Inflation: Into the Past
If a stock market prophet did exist (it does NOT), it would be the past. The past gives us a clearer picture of what’s to come by looking at what came before. Let’s talk about December 5th, 1996.
That night, the Federal Reserve chairman, Alan Greenspan, spoke at the American Enterprise Institute in Washington. In his legendary “Irrational Exuberance” speech, Greenspan asked:
“How do we know when irrational exuberance has unduly escalated asset values, which then became subject to unexpected and prolonged contractions as they have in Japan over the past decade? And how do we factor that assessment into monetary policy?”

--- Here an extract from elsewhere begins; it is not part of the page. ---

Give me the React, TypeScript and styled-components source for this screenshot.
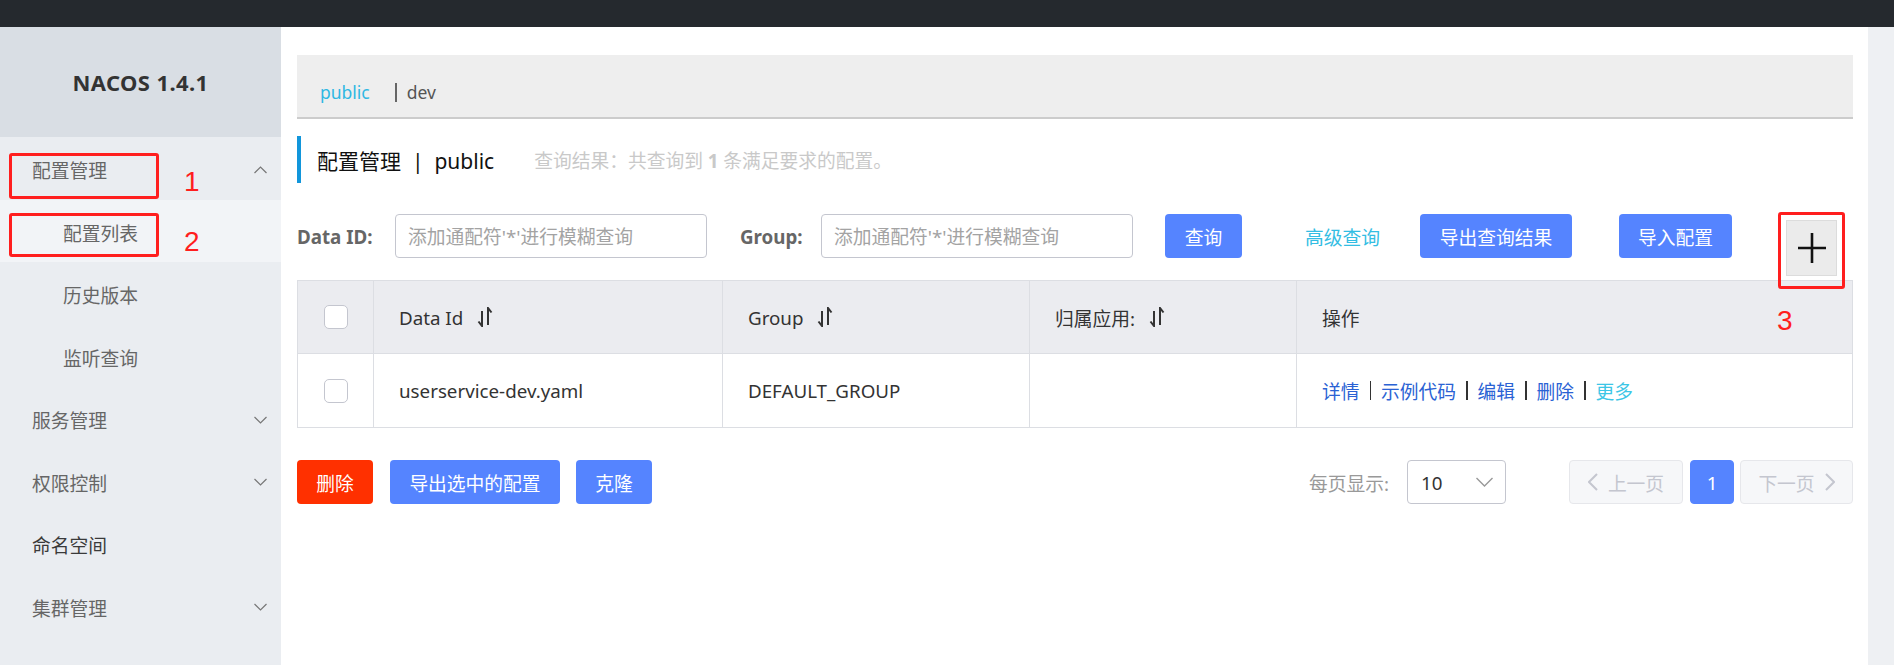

What he meant was, how do we know when an irrationally positive perspective on the market has gotten so out of hand, it is teetering on the edge of creating a negative market experience? In other words, how big is the bubble getting? And when is it ready to pop? The answer: three years later. It took three years, three months, and 19 days, but the S& P 500 topped out at more than double what it was when Greenspan spoke.1
But let’s talk about today.
- With dividends reinvested, and any taxes paid from some other source, $10,000 invested in the S & P 500 on 12/04/96 would be getting close to $100,000 right about now.1
- The earnings of the S & P 500 in 1996 were $40.63. As I write this, those earnings reached around $200 - an increase of fivefold.1
- The cash dividend of S & P in 1996 was $14.90. As I write this, the consensus is about $60 - a fourfold increase.1
So, what was the best financial move you could have made the night of December 5th, 1996?
Turn off the TV and go to bed.
No one can predict the market, tell you when to get out, or when to get in. No one. So, what is the best thing you can do tonight when you notice the media making mayhem once again? Go to sleep. Enjoy your night, and know that you are not in grave danger. You are simply in another wave of the market cycle, and we might as well enjoy the ride.